“Collective grief” of Tamil community paralyzes Ottawa
by Stuart Neatby
Demonstrators wave the flag of the Tamil Tigers in the midst of a snowstorm in downtown Ottawa, Tuesday, April 7. Photo: Stuart Neatby
OTTAWA–Canada’s 300,000-strong Tamil community, the largest Tamil diaspora on earth, has been mobilizing for months in major cities in Canada to draw attention to the dire situation in Sri Lanka.
“There is a collective grief amongst the Tamil community in Canada right now,” says David Poopalapillai, national spokesperson for the Canadian Tamil Congress (CTC). In recent months this “collective grief” has brought sections of at least two Canadian cities to a standstill.
Since Sri Lanka’s military captured the port city of Kilinochchi, a stronghold of the rebel Liberation Tigers of Tamil Eelam (LTTE) in the country’s northern region, the death toll within the mostly Tamil region has risen to alarming levels.

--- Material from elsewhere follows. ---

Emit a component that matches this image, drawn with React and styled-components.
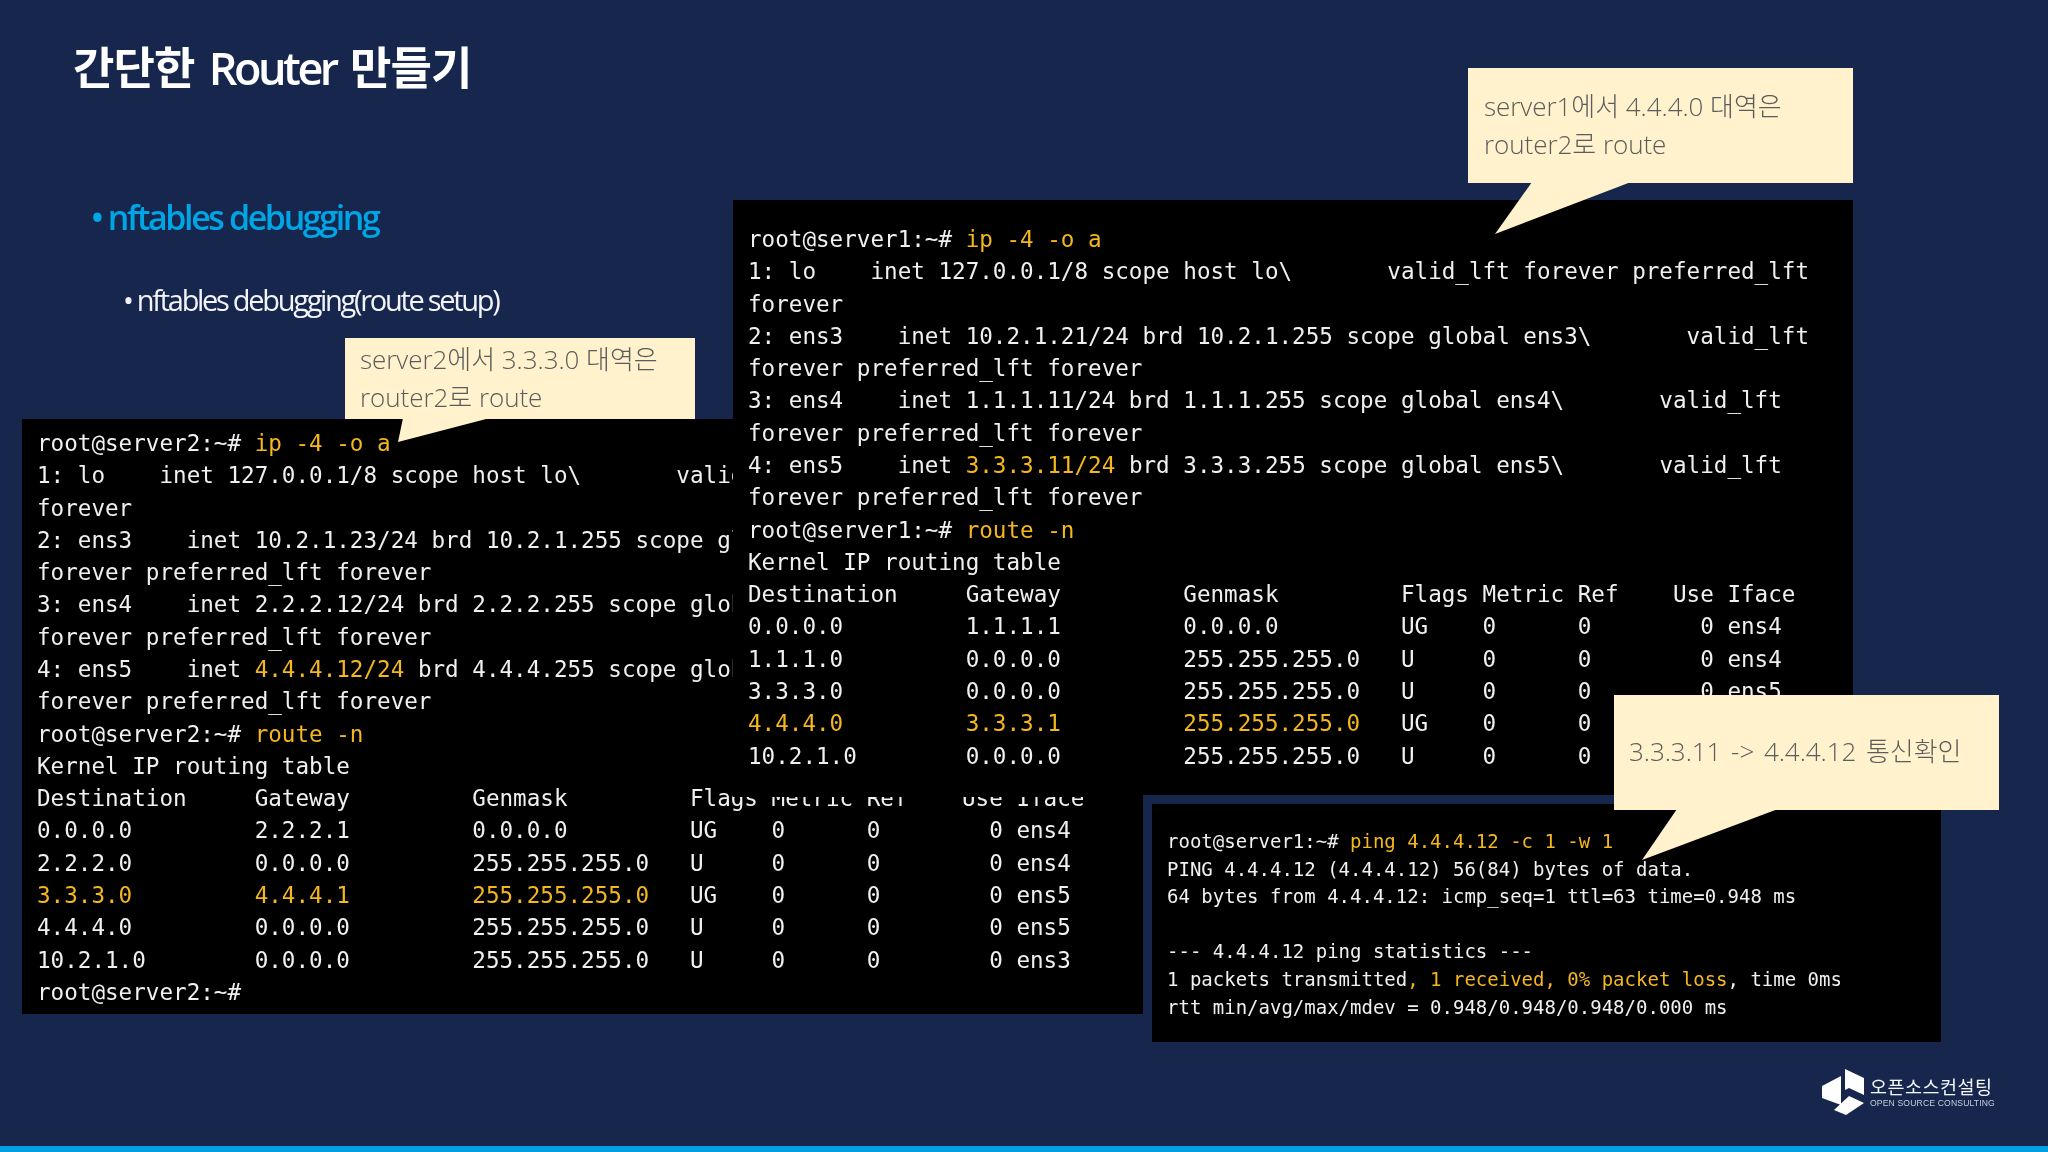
import React from "react";
import styled, { createGlobalStyle } from "styled-components";

const Global = createGlobalStyle`
  html, body { margin: 0; padding: 0; background: #16264c; }
`;

const Slide = styled.div`
  position: relative;
  width: 2048px;
  height: 1152px;
  overflow: hidden;
  display: flex;
  flex-direction: column;
  background: #16264c;
  font-family: "Open Sans", "Noto Sans CJK KR", sans-serif;
  filter: blur(0.3px);
`;

const Title = styled.h1`
  margin: 38px 0 0 73px;
  font-family: "Open Sans", "Noto Sans CJK KR", sans-serif;
  font-size: 45px;
  line-height: 60px;
  font-weight: 600;
  letter-spacing: -0.9px;
  word-spacing: 3.5px;
  color: #fff;
`;

const TitleLatin = styled.span`
  letter-spacing: -3.5px;
`;

const Bullets = styled.ul`
  list-style: none;
  margin: 0;
  padding: 0;
  display: flex;
  flex-direction: column;
`;

const Lead = styled.li`
  margin: 96px 0 0 91px;
  font-size: 34px;
  line-height: 46px;
  font-weight: 600;
  letter-spacing: -2.4px;
  color: #00a5e6;
`;

const Sub = styled.li`
  margin: 38px 0 0 123px;
  font-size: 29px;
  line-height: 44px;
  font-weight: 400;
  letter-spacing: -2.3px;
  color: #f2f4f8;
`;

const Terminal = styled.pre`
  position: absolute;
  margin: 0;
  box-sizing: border-box;
  overflow: hidden;
  background: #000;
  color: #f0f0f0;
  font-family: "DejaVu Sans Mono", monospace;
  font-size: 22.6px;
  line-height: 32.28px;
`;

const RouterWindow = styled(Terminal)`
  left: 22px;
  top: 419px;
  width: 1121px;
  height: 595px;
  padding: 8px 0 0 15px;
  z-index: 1;
`;

const ServerWindow = styled(Terminal)`
  left: 733px;
  top: 200px;
  width: 1120px;
  height: 597px;
  padding: 23px 0 0 15px;
  z-index: 3;
`;

const PingWindow = styled(Terminal)`
  left: 1143px;
  top: 795px;
  width: 798px;
  height: 247px;
  padding: 24px 0 0 15px;
  border-style: solid;
  border-color: #16264c;
  border-width: 9px 0 0 9px;
  font-size: 19px;
  line-height: 27.6px;
  z-index: 5;
`;

const Hi = styled.span`
  color: #f4b71e;
`;

const Callout = styled.div`
  position: absolute;
  box-sizing: border-box;
  background: #fff2cc;
  color: #5c5c5c;
  font-size: 26px;
  font-weight: 300;
  letter-spacing: -0.05px;
  line-height: 37.5px;
`;

const CalloutLeft = styled(Callout)`
  left: 345px;
  top: 338px;
  width: 350px;
  height: 81px;
  padding: 3px 0 0 15px;
  z-index: 2;
`;

const CalloutTop = styled(Callout)`
  left: 1468px;
  top: 68px;
  width: 385px;
  height: 115px;
  padding: 20px 0 0 16px;
  z-index: 4;
`;

const CalloutPing = styled(Callout)`
  left: 1614px;
  top: 695px;
  width: 385px;
  height: 115px;
  padding: 38px 0 0 15px;
  word-spacing: 3px;
  z-index: 6;
`;

const Tail = styled.svg`
  position: absolute;
  left: 0;
  top: 0;
  overflow: visible;
  pointer-events: none;
`;

const Footer = styled.div`
  margin-top: auto;
  display: flex;
  flex-direction: column;
`;

const LogoRow = styled.div`
  align-self: flex-end;
  display: flex;
  align-items: center;
  gap: 6px;
  margin: 0 53px 31px 0;
  position: relative;
  z-index: 7;
`;

const LogoText = styled.div`
  display: flex;
  flex-direction: column;
  color: #f4f6fa;
  width: 125px;
`;

const LogoKo = styled.span`
  font-family: "Noto Sans CJK KR", sans-serif;
  font-size: 18.5px;
  line-height: 23px;
  letter-spacing: 0.5px;
  white-space: nowrap;
`;

const LogoEn = styled.span`
  font-family: "Liberation Sans", sans-serif;
  font-size: 8.6px;
  line-height: 11px;
  letter-spacing: 0.15px;
  color: #c6cedb;
  white-space: nowrap;
`;

const BottomBar = styled.div`
  height: 6px;
  background: #00a0e3;
`;

const Logo = () => (
  <svg width="42" height="46" viewBox="0 0 42 46">
    <path fill="#fff" d="M0 17 L19 7 L19 36 L0 29 Z" />
    <path fill="#fff" d="M23 0 L42 9 L42 26 L27 19 L23 21 Z" />
    <path fill="#fff" d="M12 41 L27 27 L42 34 L24 46 Z" />
  </svg>
);

const router = (
  <>
    root@server2:~# <Hi>ip -4 -o a</Hi>{"\n"}
    {"1: lo    inet 127.0.0.1/8 scope host lo\\       valid_lft\n"}
    {"forever\n"}
    {"2: ens3    inet 10.2.1.23/24 brd 10.2.1.255 scope global ens3\\\n"}
    {"forever preferred_lft forever\n"}
    {"3: ens4    inet 2.2.2.12/24 brd 2.2.2.255 scope global ens4\\\n"}
    {"forever preferred_lft forever\n"}
    {"4: ens5    inet "}<Hi>4.4.4.12/24</Hi>{" brd 4.4.4.255 scope global ens5\\\n"}
    {"forever preferred_lft forever\n"}
    root@server2:~# <Hi>route -n</Hi>{"\n"}
    {"Kernel IP routing table\n"}
    {"Destination     Gateway         Genmask         Flags Metric Ref    Use Iface\n"}
    {"0.0.0.0         2.2.2.1         0.0.0.0         UG    0      0        0 ens4\n"}
    {"2.2.2.0         0.0.0.0         255.255.255.0   U     0      0        0 ens4\n"}
    <Hi>3.3.3.0         4.4.4.1         255.255.255.0</Hi>{"   UG    0      0        0 ens5\n"}
    {"4.4.4.0         0.0.0.0         255.255.255.0   U     0      0        0 ens5\n"}
    {"10.2.1.0        0.0.0.0         255.255.255.0   U     0      0        0 ens3\n"}
    {"root@server2:~#"}
  </>
);

const server = (
  <>
    root@server1:~# <Hi>ip -4 -o a</Hi>{"\n"}
    {"1: lo    inet 127.0.0.1/8 scope host lo\\       valid_lft forever preferred_lft\n"}
    {"forever\n"}
    {"2: ens3    inet 10.2.1.21/24 brd 10.2.1.255 scope global ens3\\       valid_lft\n"}
    {"forever preferred_lft forever\n"}
    {"3: ens4    inet 1.1.1.11/24 brd 1.1.1.255 scope global ens4\\       valid_lft\n"}
    {"forever preferred_lft forever\n"}
    {"4: ens5    inet "}<Hi>3.3.3.11/24</Hi>{" brd 3.3.3.255 scope global ens5\\       valid_lft\n"}
    {"forever preferred_lft forever\n"}
    root@server1:~# <Hi>route -n</Hi>{"\n"}
    {"Kernel IP routing table\n"}
    {"Destination     Gateway         Genmask         Flags Metric Ref    Use Iface\n"}
    {"0.0.0.0         1.1.1.1         0.0.0.0         UG    0      0        0 ens4\n"}
    {"1.1.1.0         0.0.0.0         255.255.255.0   U     0      0        0 ens4\n"}
    {"3.3.3.0         0.0.0.0         255.255.255.0   U     0      0        0 ens5\n"}
    <Hi>4.4.4.0         3.3.3.1         255.255.255.0</Hi>{"   UG    0      0        0 ens5\n"}
    {"10.2.1.0        0.0.0.0         255.255.255.0   U     0      0        0 ens3"}
  </>
);

const ping = (
  <>
    root@server1:~# <Hi>ping 4.4.4.12 -c 1 -w 1</Hi>{"\n"}
    {"PING 4.4.4.12 (4.4.4.12) 56(84) bytes of data.\n"}
    {"64 bytes from 4.4.4.12: icmp_seq=1 ttl=63 time=0.948 ms\n"}
    {"\n"}
    {"--- 4.4.4.12 ping statistics ---\n"}
    1 packets transmitted<Hi>, 1 received, 0% packet loss</Hi>, time 0ms{"\n"}
    {"rtt min/avg/max/mdev = 0.948/0.948/0.948/0.000 ms"}
  </>
);

export default function App() {
  return (
    <Slide>
      <Global />
      <Title>간단한 <TitleLatin>Router</TitleLatin> 만들기</Title>
      <Bullets>
        <Lead>• nftables debugging</Lead>
        <Sub>• nftables debugging(route setup)</Sub>
      </Bullets>

      <RouterWindow>{router}</RouterWindow>
      <ServerWindow>{server}</ServerWindow>
      <PingWindow>{ping}</PingWindow>

      <CalloutLeft>
        server2에서 3.3.3.0 대역은<br />router2로 route
        <Tail width="1" height="1"><polygon points="58,80 145,80 53,104" fill="#fff2cc" /></Tail>
      </CalloutLeft>
      <CalloutTop>
        server1에서 4.4.4.0 대역은<br />router2로 route
        <Tail width="1" height="1"><polygon points="64,114 163,114 27,166" fill="#fff2cc" /></Tail>
      </CalloutTop>
      <CalloutPing>
        3.3.3.11 -&gt; 4.4.4.12 통신확인
        <Tail width="1" height="1"><polygon points="63,114 164,114 28,165" fill="#fff2cc" /></Tail>
      </CalloutPing>

      <Footer>
        <LogoRow>
          <Logo />
          <LogoText>
            <LogoKo>오픈소스컨설팅</LogoKo>
            <LogoEn>OPEN SOURCE CONSULTING</LogoEn>
          </LogoText>
        </LogoRow>
        <BottomBar />
      </Footer>
    </Slide>
  );
}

In response, Tamil-Canadians have organized fasts, parliamentary meetings, vigils, protests, and acts of non-violent civil disobedience to draw attention to what many see as a campaign of deliberate killings of Tamil civilians by the Sri Lankan government. This campaign included a march of more than 45,000 through downtown Toronto on January 30, the biggest march in Canada against an international conflict since Israel’s bombardment of Lebanon during the summer of 2006.